A common type of regularization for autoencoders is so called tied-weights. For the autoencoder described
above, this regularization can be described by setting W∗ = WT , thus limiting the capacity of the autoencoder
and reducing the potential for overfitting.

### Encoder Example:
 
 - A 3-dimensional vector(d = 3):  $x^{(n)} = [1, 2, 3]$
 - Two neurons in the hidden layer (M = 2), so W is a 2 x 3 matrix: $W = \begin{bmatrix} 0.5 & 0.1 & 0.3 \\ 0.2 & 0.4 & 0.6 \end{bmatrix}$
 
 - Multiplying W by x(n) gives: 
 $c^{(n)} = Wx^{(n)} = \begin{bmatrix} 0.5 \cdot 1 + 0.1 \cdot 2 + 0.3 \cdot 3 \\ 0.2 \cdot 1 + 0.4 \cdot 2 + 0.6 \cdot 3 \end{bmatrix}$
                    
 $c^{(n)} = \begin{bmatrix} 1.6 \\ 2.8 \end{bmatrix}$

 ### Decoder Example:
 - Given that the Encoder gave compressed representation:  **$c^{(n)} = \begin{bmatrix} 1.6 \\ 2.8 \end{bmatrix}$** 
 - The decoder weight matrix $W^* = W^T$ (Same as Encoder weights, but Transposed):

- $W^* = W^T =  \begin{bmatrix} 0.5 & 0.2 \\ 0.1 & 0.4 \\ 0.3 & 0.6 \end{bmatrix}$
- To reconstruct, we have to Multiply the $W^*$ by $c^{(n)}$:
- $\tilde{x}^{(n)} = W^*C^{(n)} =  \begin{bmatrix} 0.5 * 1.6 + 0.2 * 2.8 \\0.1 * 1.6 + 0.4 * 2.8\\ 0.3 * 1.6 + 0.6 * 2.8\end{bmatrix} = \begin{bmatrix} 1.36 \\ 1.28 \\ 2.16 \end{bmatrix}$

- So, $\tilde{x}^{(n)} = \begin{bmatrix} 1.36 \\ 1.28 \\ 2.16 \end{bmatrix}$ is the reconstructed version of the original input


### <span style="color: lightgreen">1A) Answer</span>

#### Assuming a mean squared error loss function and tied-weights, what would be the loss function of the autoencoder described above? 

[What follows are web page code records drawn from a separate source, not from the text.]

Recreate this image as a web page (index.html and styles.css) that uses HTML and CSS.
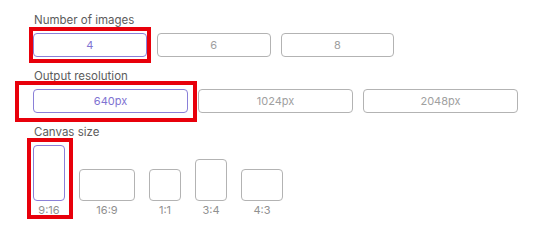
FILE: index.html
```html
<!DOCTYPE html>
<html lang="en">
<head>
<meta charset="utf-8">
<title>Image settings</title>
<link rel="stylesheet" href="styles.css">
</head>
<body>
<div class="page">
  <div class="settings">
    <section class="group">
      <div class="label">Number of images</div>
      <div class="row four">
        <button class="opt selected">4</button>
        <button class="opt">6</button>
        <button class="opt">8</button>
      </div>
    </section>
    <section class="group">
      <div class="label">Output resolution</div>
      <div class="row three">
        <button class="opt selected">640px</button>
        <button class="opt">1024px</button>
        <button class="opt">2048px</button>
      </div>
    </section>
    <section class="group">
      <div class="label">Canvas size</div>
      <div class="canvas-row">
        <div class="ratio"><div class="box r916 selected"></div><span class="cap">9:16</span></div>
        <div class="ratio"><div class="box r169"></div><span class="cap">16:9</span></div>
        <div class="ratio"><div class="box r11"></div><span class="cap">1:1</span></div>
        <div class="ratio"><div class="box r34"></div><span class="cap">3:4</span></div>
        <div class="ratio"><div class="box r43"></div><span class="cap">4:3</span></div>
      </div>
    </section>
  </div>
  <div class="mark m1"></div>
  <div class="mark m2"></div>
  <div class="mark m3"></div>
</div>
</body>
</html>
```

FILE: styles.css
```css
* { box-sizing: border-box; }
html, body { margin: 0; padding: 0; background: #ffffff; }
body { font-family: "Inter", "Noto Sans", sans-serif; color: #5a5a5a; }

.page { position: relative; width: 544px; height: 230px; }

.settings {
  width: 485px;
  margin-left: 33px;
  padding-top: 12px;
  display: flex;
  flex-direction: column;
  gap: 11px;
}

.group { display: flex; flex-direction: column; gap: 5px; }

.label {
  font-size: 11.5px;
  line-height: 16px;
  color: #5c5c5c;
  padding-left: 1px;
}

.row { display: grid; gap: 10px; }
.row.four { grid-template-columns: repeat(4, 1fr); }
.row.three { grid-template-columns: repeat(3, 1fr); }

.opt {
  height: 24px;
  border: 1px solid #b3b3b3;
  border-radius: 4px;
  background: #ffffff;
  font-family: inherit;
  font-size: 11px;
  color: #a0a0a0;
  padding: 0;
}
.opt.selected { border-color: #8a80d8; color: #8073d2; }

.canvas-row { display: flex; align-items: flex-end; gap: 14px; }
.ratio { display: flex; flex-direction: column; align-items: center; gap: 2px; }
.box { border: 1px solid #b3b3b3; border-radius: 4px; }
.box.selected { border-color: #8a80d8; }
.r916 { width: 32px; height: 56px; }
.r169 { width: 56px; height: 32px; }
.r11 { width: 32px; height: 32px; }
.r34 { width: 32px; height: 42px; }
.r43 { width: 42px; height: 32px; }
.cap { font-size: 11px; line-height: 15px; color: #909090; }

.mark { position: absolute; border: 4px solid #e8000b; }
.m1 { left: 29px; top: 27px; width: 122px; height: 36px; }
.m2 { left: 15px; top: 81px; width: 182px; height: 41px; }
.m3 { left: 27px; top: 138px; width: 46px; height: 81px; }
```
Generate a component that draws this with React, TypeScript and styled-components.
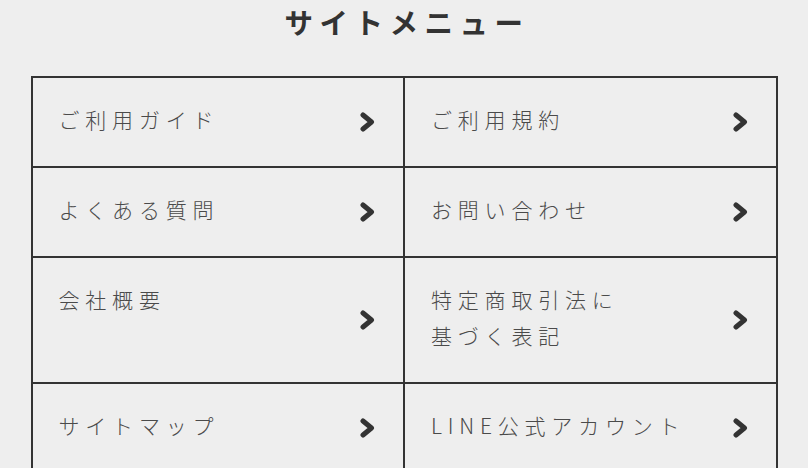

- Mean Squared Error(MSE) calculates the average squared difference between the original input ($x^{(n)}$) and the reconstructed output $\tilde{x}^{(n)}$ 

- For a single datapoint ($x^{(n)}$), the squared error is:

$Squared Error = ||x^{(n)} - \tilde{x}^{(n)}||^2$

- Since the autoencoder uses tied weights ($W* = W^T$), the reconstructed output $\tilde{x}^{(n)}$ is:

$\tilde{x}^{(n)} = g(c^{(n)}) = W*c^{(n)} = W^Tc^{(n)}$ 

and $c^{(n)} = h(x^{(n)})= Wx^{(n)}$

- Substituting $c^{(n)}$ into the reconstruction:
$\tilde{x}^{(n)} = W^T(Wx^{(n)})$

So, the MSE loss function for the entire dataset of $N$ samples is:
  
$Loss = \frac{1}{N}\sum_{n=1}^{N} ||x^{(n)} - W^T(Wx^{(n)})||^2$





#### 1a) Assuming d > M , what do we call such an autoencoder?

If the input dimension $d$ is greater than the number of hidden neurons $M (d > M)$, the autoencoder is called an **undercomplete** autoencoder.

#### Why?
The hidden layer har fewer neurons ($M$) than the input dimension ($d$), which forces he autoencoder to learn a compressed representation of the data. This compression helps the model focus on the most important features of the data, making it useful for tasks like dimensionality reduction or feature extraction.